About the Utom Ensemble:
Sage Baggott
is a third-generation drummer raised in the Bay Area and Austin, Texas. With a father in the music business, his early musical education consisted of hanging out in nightclubs, ordering Shirley Temples on the band’s tab, and listening to a variety of musicians and musical styles, from Western Swing and country to Zydeco, R&B, Tex-Mex, jazz and straight up rock and roll. He studied music from an early age, focusing on drum set and latin percussion, and has performed with many different bands and artists, including Orquesta La Moderna Tradición, Conspiracy of Beards, Awesöme Orchestra Collective, Los Cenzontles, Los Lobos guitarist/singer David Hidalgo, Tex-Mex accordionist Santiago Jimenez, Cuban percussionists Jesus Diaz, Roberto Borrell and Carlos Caro, famed songwriter and Beach Boys collaborator Van Dyke Parks, Flamenco performers La Tania, Chus Alonso, Alex Conde, Carola Zertuche, Jesus Montoya, and Clara Rodriguez, as well as ongoing performances with Florante. He currently composes music for film, commercial projects and video games with his company Spiky Blimp.

Caroline Cabading studied with National Endowment for the Arts Fellow and Master Kulintang Musician Danongan Kalanduyan and performed with his professional touring ensemble for nearly 20 years. As a kulintang musician and educator, she has performed and conducted music and dance workshops for the Asian Art Museum, Yerba Buena Center for the Arts, California Academy of Sciences, Ethnic Dance Festival, World Arts West, San Francisco State University, UC Berkeley, Mills College, UCLA, UA Anchorage, UA Kodiak, Tufts University and City College of San Francisco. She currently leads the traditional kulintang ensemble “Kultura Kapwa” and the kulintang-jazz ensemble “The Autonomous Region”.

Nick Galang is a percussionist, music producer, and DJ born in Manila and based in San Francisco. Before relocating to the Bay Area, Nick received a minor in Ethnomusicology from the University of Florida and graduated from the California Institute of the Arts with an MFA in World Percussion. He has trained with notable artists including Randy Gloss, Swapan Chaudhuri, Houman Pourmehdi, Andrew Grueschow, and Nani Agbeli. Recently, he has supported headliners at venues such as 1015 Folsom, 111 Minna Gallery, and the Phoenix Hotel. Nick would like to thank his family, friends, mentors, and fellow cast members for their support.

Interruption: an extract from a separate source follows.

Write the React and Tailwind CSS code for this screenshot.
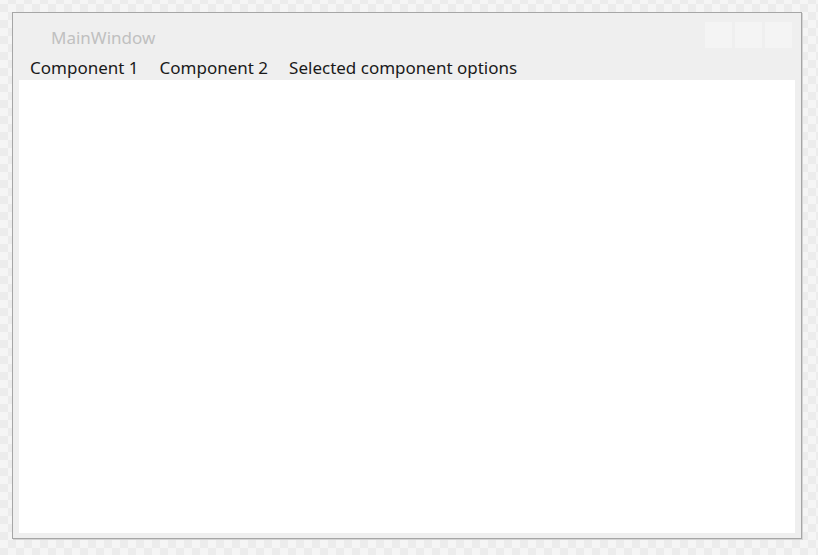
import React from "react";

const menu = ["Component 1", "Component 2", "Selected component options"];

export default function App() {
  return (
    <div className="w-[818px] h-[555px] overflow-hidden pt-[12px] pl-[12px] bg-[conic-gradient(#ececec_25%,#f5f5f5_0_50%,#ececec_0_75%,#f5f5f5_0)] bg-size-[16px_16px] bg-position-[0_-4px] font-['Noto_Sans',sans-serif]">
      <div className="w-[790px] h-[527px] flex flex-col border border-[#a6a6a6] bg-[#efefef] shadow-[1px_1px_0_#d4d4d4]">
        {/* title bar */}
        <div className="h-[42px] flex items-start justify-between">
          <div className="pl-[38px] pt-[14px] text-[17px] leading-[22px] text-[#c0c0c0]">MainWindow</div>
          <div className="flex gap-[3px] pt-[9px] pr-[9px]">
            <div className="w-[27px] h-[26px] bg-[#f4f4f4]"></div>
            <div className="w-[27px] h-[26px] bg-[#f4f4f4]"></div>
            <div className="w-[27px] h-[26px] bg-[#f4f4f4]"></div>
          </div>
        </div>

        {/* menu */}
        <div className="h-[25px] flex items-center pl-[6.5px] text-[17px] text-[#1a1a1a]">
          {menu.map((m) => (
            <span key={m} className="px-[10.5px] leading-[22px]">
              {m}
            </span>
          ))}
        </div>

        <div className="flex-1 bg-white ml-[6px] mr-[6px] mb-[5px]"></div>
      </div>
    </div>
  );
}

Greg Kehret graduated from the San Francisco State University School of Music with a Bachelor of Music, emphases on Classical Performance. His musical pursuits have lead him to explore punk, funk, hip-hop, jazz, dream pop, Tango, European café music, afro cuban music, and in recent years collaborations with Florante Aguilar on The Harana Kings album, ASWANG and related projects. By day he directs the Media and Accessible Design Lab at the LightHouse for the Blind in San Francisco.

Joel Ganlal is a T’boli culture bearer, healer and master artist on the T’boli t’nonggong drum, s’loli flute and hegelong lute. He is a T’boli master artist in t’nunggung drum, s’loli flute, hegalong lute, and dance. He has performed internationally with the Helobong Cultural Troupe and for projects by National Commission for Culture and Arts in California, and New York, and Taiwan.

About Kularts:
Founded in 1985, Kulintang Arts, Inc., now known popularly as Kularts, is the premier presenter of contemporary and tribal Pilipino arts in the United States. Through three decades of service, Kularts has grown into a leading elder arts organization, uniting generations of artists and community activists in a common effort to build a collective space and sense of belonging within San Francisco, specifically the SOMA Pilipinas: Filipino Cultural Heritage District. Kularts creates work that makes visible the contributions of Pilipino Americans and creates room for cultural continuity and knowledge.